▶ PROBLEM
Copy out each line exactly; pictures stay out of the copy.

━━ MATERIAL

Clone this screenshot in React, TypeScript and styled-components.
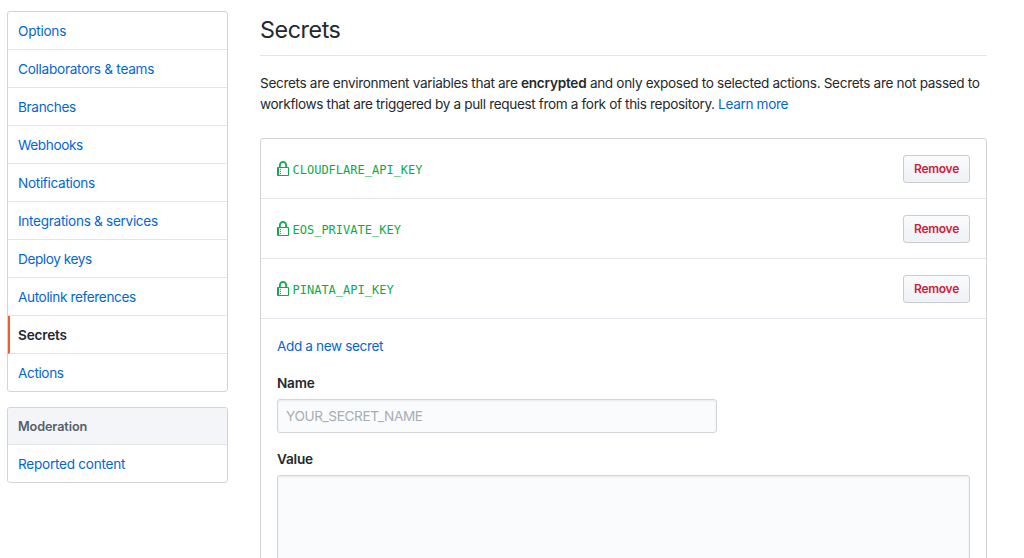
import React from 'react';
import styled, { createGlobalStyle } from 'styled-components';

const GlobalStyle = createGlobalStyle`
  * { box-sizing: border-box; }
  body {
    margin: 0;
    height: 558px;
    overflow: hidden;
    background: #fff;
    color: #24292e;
    font: 13.6px/21px Inter, "Liberation Sans", sans-serif;
    letter-spacing: -0.335px;
  }
`;

const Page = styled.div`
  display: flex;
  align-items: flex-start;
  gap: 32px;
  height: 558px;
  padding: 11px 37px 0 7px;
  overflow: hidden;
`;

const Sidebar = styled.aside`
  display: flex;
  flex-direction: column;
  flex: 0 0 221px;
  gap: 15px;
`;

const Menu = styled.nav`
  border: 1px solid #d1d5da;
  border-radius: 3px;
  overflow: hidden;
`;

const MenuHeading = styled.h3`
  margin: 0;
  height: 37px;
  padding: 9px 10px 7px;
  border-bottom: 1px solid #e1e4e8;
  background: #f3f5f8;
  color: #586069;
  font-size: 12.7px;
  font-weight: 600;
  line-height: 20px;
  letter-spacing: -0.12px;
`;

const MenuItem = styled.a<{ $selected?: boolean; $spacing: number }>`
  display: block;
  height: 38px;
  padding: 9px ${p => (p.$selected ? 8 : 10)}px 7px;
  border-bottom: 1px solid #e1e4e8;
  border-left: ${p => (p.$selected ? '2px solid #ea6229' : '0')};
  color: ${p => (p.$selected ? '#24292e' : '#0366d6')};
  font-weight: ${p => (p.$selected ? 600 : 400)};
  letter-spacing: ${p => p.$spacing}px;
  text-decoration: none;
  &:last-child { height: 37px; border-bottom: 0; }
`;

const Main = styled.main`
  flex: 1;
  min-width: 0;
`;

const Title = styled.h2`
  margin: 0 0 17px;
  height: 45px;
  padding-top: 1px;
  border-bottom: 1px solid #e1e4e8;
  font-size: 23.3px;
  font-weight: 400;
  line-height: 36px;
  letter-spacing: -0.43px;
`;

const Intro = styled.p`
  margin: 0 0 23px;
  white-space: nowrap;
`;

const IntroLine = styled.span<{ $spacing: number }>`
  display: block;
  letter-spacing: ${p => p.$spacing}px;
`;

const Strong = styled.strong`
  font-weight: 600;
  letter-spacing: -0.24px;
`;

const Link = styled.a<{ $spacing?: number }>`
  color: #0366d6;
  letter-spacing: ${p => p.$spacing ?? -0.35}px;
  text-decoration: none;
`;

const Box = styled.section`
  height: 500px;
  border: 1px solid #d1d5da;
  border-radius: 3px;
`;

const SecretRow = styled.div`
  display: flex;
  align-items: center;
  height: 60px;
  padding: 0 16px;
  border-bottom: 1px solid #e1e4e8;
`;

const LockIcon = styled.svg`
  width: 12px;
  height: 16px;
  margin-right: 3.5px;
  fill: #0cab4c;
`;

const SecretName = styled.code`
  flex: 1;
  padding-top: 2px;
  color: #0cab4c;
  font: 12px/18px "DejaVu Sans Mono", monospace;
  letter-spacing: 0;
`;

const RemoveButton = styled.button`
  width: 67px;
  height: 28px;
  padding: 0;
  border: 1px solid #c9cdd2;
  border-radius: 3px;
  background: linear-gradient(#fafbfc, #eff3f6 90%);
  color: #d0203a;
  font: 600 12px/20px Inter, "Liberation Sans", sans-serif;
  letter-spacing: -0.25px;
`;

const Form = styled.form`
  display: flex;
  flex-direction: column;
  align-items: flex-start;
  padding: 17px 16px 16px;
`;

const Label = styled.label`
  margin: 16px 0 5px;
  font-weight: 600;
  letter-spacing: -0.2px;
`;

const NameInput = styled.input`
  width: 440px;
  height: 34px;
  padding: 6px 8px;
  border: 1px solid #d1d5da;
  border-radius: 3px;
  background: #fafbfc;
  box-shadow: inset 0 1px 2px rgba(27, 31, 35, 0.075);
  font: inherit;
  letter-spacing: -0.38px;
  &::placeholder { color: #a9aeb4; opacity: 1; }
`;

const ValueInput = styled.textarea`
  width: 693px;
  height: 200px;
  border: 1px solid #d1d5da;
  border-radius: 3px;
  background: #fafbfc;
  box-shadow: inset 0 1px 2px rgba(27, 31, 35, 0.075);
  resize: none;
`;

const menu = [
  { label: 'Options', spacing: -0.25 },
  { label: 'Collaborators & teams', spacing: -0.27 },
  { label: 'Branches', spacing: -0.34 },
  { label: 'Webhooks', spacing: -0.4 },
  { label: 'Notifications', spacing: -0.32 },
  { label: 'Integrations & services', spacing: -0.3 },
  { label: 'Deploy keys', spacing: -0.41 },
  { label: 'Autolink references', spacing: -0.37 },
  { label: 'Secrets', spacing: -0.17, selected: true },
  { label: 'Actions', spacing: -0.38 },
];

const secrets = ['CLOUDFLARE_API_KEY', 'EOS_PRIVATE_KEY', 'PINATA_API_KEY'];

function Lock() {
  return (
    <LockIcon viewBox="0 0 12 16" aria-hidden="true">
      <path
        fillRule="evenodd"
        d="M4 13H3v-1h1v1zm8-6v7c0 .55-.45 1-1 1H1c-.55 0-1-.45-1-1V7c0-.55.45-1 1-1h1V4c0-2.2 1.8-4 4-4s4 1.8 4 4v2h1c.55 0 1 .45 1 1zM3.8 6h4.41V4c0-1.22-.98-2.2-2.2-2.2-1.22 0-2.2.98-2.2 2.2v2H3.8zM11 7H2v7h9V7zM4 8H3v1h1V8zm0 2H3v1h1v-1z"
      />
    </LockIcon>
  );
}

export default function App() {
  return (
    <>
      <GlobalStyle />
      <Page>
        <Sidebar>
          <Menu>
            {menu.map(item => (
              <MenuItem key={item.label} $selected={item.selected} $spacing={item.spacing}>
                {item.label}
              </MenuItem>
            ))}
          </Menu>
          <Menu>
            <MenuHeading>Moderation</MenuHeading>
            <MenuItem $spacing={-0.26}>Reported content</MenuItem>
          </Menu>
        </Sidebar>
        <Main>
          <Title>Secrets</Title>
          <Intro>
            <IntroLine $spacing={-0.335}>
              Secrets are environment variables that are <Strong>encrypted</Strong> and only exposed to selected actions. Secrets are not passed to
            </IntroLine>
            <IntroLine $spacing={-0.36}>
              workflows that are triggered by a pull request from a fork of this repository. <Link>Learn more</Link>
            </IntroLine>
          </Intro>
          <Box>
            {secrets.map(name => (
              <SecretRow key={name}>
                <Lock />
                <SecretName>{name}</SecretName>
                <RemoveButton>Remove</RemoveButton>
              </SecretRow>
            ))}
            <Form>
              <Link $spacing={-0.38}>Add a new secret</Link>
              <Label>Name</Label>
              <NameInput placeholder="YOUR_SECRET_NAME" />
              <Label>Value</Label>
              <ValueInput />
            </Form>
          </Box>
        </Main>
      </Page>
    </>
  );
}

━━━━

▶ CORRECT ANSWER
Clone this screenshot in React, TypeScript and styled-components.
import React from 'react';
import styled, { createGlobalStyle } from 'styled-components';

const GlobalStyle = createGlobalStyle`
  * { box-sizing: border-box; }
  body {
    margin: 0;
    height: 558px;
    overflow: hidden;
    background: #fff;
    color: #24292e;
    font: 13.6px/21px Inter, "Liberation Sans", sans-serif;
    letter-spacing: -0.335px;
  }
`;

const Page = styled.div`
  display: flex;
  align-items: flex-start;
  gap: 32px;
  height: 558px;
  padding: 11px 37px 0 7px;
  overflow: hidden;
`;

const Sidebar = styled.aside`
  display: flex;
  flex-direction: column;
  flex: 0 0 221px;
  gap: 15px;
`;

const Menu = styled.nav`
  border: 1px solid #d1d5da;
  border-radius: 3px;
  overflow: hidden;
`;

const MenuHeading = styled.h3`
  margin: 0;
  height: 37px;
  padding: 9px 10px 7px;
  border-bottom: 1px solid #e1e4e8;
  background: #f3f5f8;
  color: #586069;
  font-size: 12.7px;
  font-weight: 600;
  line-height: 20px;
  letter-spacing: -0.12px;
`;

const MenuItem = styled.a<{ $selected?: boolean; $spacing: number }>`
  display: block;
  height: 38px;
  padding: 9px ${p => (p.$selected ? 8 : 10)}px 7px;
  border-bottom: 1px solid #e1e4e8;
  border-left: ${p => (p.$selected ? '2px solid #ea6229' : '0')};
  color: ${p => (p.$selected ? '#24292e' : '#0366d6')};
  font-weight: ${p => (p.$selected ? 600 : 400)};
  letter-spacing: ${p => p.$spacing}px;
  text-decoration: none;
  &:last-child { height: 37px; border-bottom: 0; }
`;

const Main = styled.main`
  flex: 1;
  min-width: 0;
`;

const Title = styled.h2`
  margin: 0 0 17px;
  height: 45px;
  padding-top: 1px;
  border-bottom: 1px solid #e1e4e8;
  font-size: 23.3px;
  font-weight: 400;
  line-height: 36px;
  letter-spacing: -0.43px;
`;

const Intro = styled.p`
  margin: 0 0 23px;
  white-space: nowrap;
`;

const IntroLine = styled.span<{ $spacing: number }>`
  display: block;
  letter-spacing: ${p => p.$spacing}px;
`;

const Strong = styled.strong`
  font-weight: 600;
  letter-spacing: -0.24px;
`;

const Link = styled.a<{ $spacing?: number }>`
  color: #0366d6;
  letter-spacing: ${p => p.$spacing ?? -0.35}px;
  text-decoration: none;
`;

const Box = styled.section`
  height: 500px;
  border: 1px solid #d1d5da;
  border-radius: 3px;
`;

const SecretRow = styled.div`
  display: flex;
  align-items: center;
  height: 60px;
  padding: 0 16px;
  border-bottom: 1px solid #e1e4e8;
`;

const LockIcon = styled.svg`
  width: 12px;
  height: 16px;
  margin-right: 3.5px;
  fill: #0cab4c;
`;

const SecretName = styled.code`
  flex: 1;
  padding-top: 2px;
  color: #0cab4c;
  font: 12px/18px "DejaVu Sans Mono", monospace;
  letter-spacing: 0;
`;

const RemoveButton = styled.button`
  width: 67px;
  height: 28px;
  padding: 0;
  border: 1px solid #c9cdd2;
  border-radius: 3px;
  background: linear-gradient(#fafbfc, #eff3f6 90%);
  color: #d0203a;
  font: 600 12px/20px Inter, "Liberation Sans", sans-serif;
  letter-spacing: -0.25px;
`;

const Form = styled.form`
  display: flex;
  flex-direction: column;
  align-items: flex-start;
  padding: 17px 16px 16px;
`;

const Label = styled.label`
  margin: 16px 0 5px;
  font-weight: 600;
  letter-spacing: -0.2px;
`;

const NameInput = styled.input`
  width: 440px;
  height: 34px;
  padding: 6px 8px;
  border: 1px solid #d1d5da;
  border-radius: 3px;
  background: #fafbfc;
  box-shadow: inset 0 1px 2px rgba(27, 31, 35, 0.075);
  font: inherit;
  letter-spacing: -0.38px;
  &::placeholder { color: #a9aeb4; opacity: 1; }
`;

const ValueInput = styled.textarea`
  width: 693px;
  height: 200px;
  border: 1px solid #d1d5da;
  border-radius: 3px;
  background: #fafbfc;
  box-shadow: inset 0 1px 2px rgba(27, 31, 35, 0.075);
  resize: none;
`;

const menu = [
  { label: 'Options', spacing: -0.25 },
  { label: 'Collaborators & teams', spacing: -0.27 },
  { label: 'Branches', spacing: -0.34 },
  { label: 'Webhooks', spacing: -0.4 },
  { label: 'Notifications', spacing: -0.32 },
  { label: 'Integrations & services', spacing: -0.3 },
  { label: 'Deploy keys', spacing: -0.41 },
  { label: 'Autolink references', spacing: -0.37 },
  { label: 'Secrets', spacing: -0.17, selected: true },
  { label: 'Actions', spacing: -0.38 },
];

const secrets = ['CLOUDFLARE_API_KEY', 'EOS_PRIVATE_KEY', 'PINATA_API_KEY'];

function Lock() {
  return (
    <LockIcon viewBox="0 0 12 16" aria-hidden="true">
      <path
        fillRule="evenodd"
        d="M4 13H3v-1h1v1zm8-6v7c0 .55-.45 1-1 1H1c-.55 0-1-.45-1-1V7c0-.55.45-1 1-1h1V4c0-2.2 1.8-4 4-4s4 1.8 4 4v2h1c.55 0 1 .45 1 1zM3.8 6h4.41V4c0-1.22-.98-2.2-2.2-2.2-1.22 0-2.2.98-2.2 2.2v2H3.8zM11 7H2v7h9V7zM4 8H3v1h1V8zm0 2H3v1h1v-1z"
      />
    </LockIcon>
  );
}

export default function App() {
  return (
    <>
      <GlobalStyle />
      <Page>
        <Sidebar>
          <Menu>
            {menu.map(item => (
              <MenuItem key={item.label} $selected={item.selected} $spacing={item.spacing}>
                {item.label}
              </MenuItem>
            ))}
          </Menu>
          <Menu>
            <MenuHeading>Moderation</MenuHeading>
            <MenuItem $spacing={-0.26}>Reported content</MenuItem>
          </Menu>
        </Sidebar>
        <Main>
          <Title>Secrets</Title>
          <Intro>
            <IntroLine $spacing={-0.335}>
              Secrets are environment variables that are <Strong>encrypted</Strong> and only exposed to selected actions. Secrets are not passed to
            </IntroLine>
            <IntroLine $spacing={-0.36}>
              workflows that are triggered by a pull request from a fork of this repository. <Link>Learn more</Link>
            </IntroLine>
          </Intro>
          <Box>
            {secrets.map(name => (
              <SecretRow key={name}>
                <Lock />
                <SecretName>{name}</SecretName>
                <RemoveButton>Remove</RemoveButton>
              </SecretRow>
            ))}
            <Form>
              <Link $spacing={-0.38}>Add a new secret</Link>
              <Label>Name</Label>
              <NameInput placeholder="YOUR_SECRET_NAME" />
              <Label>Value</Label>
              <ValueInput />
            </Form>
          </Box>
        </Main>
      </Page>
    </>
  );
}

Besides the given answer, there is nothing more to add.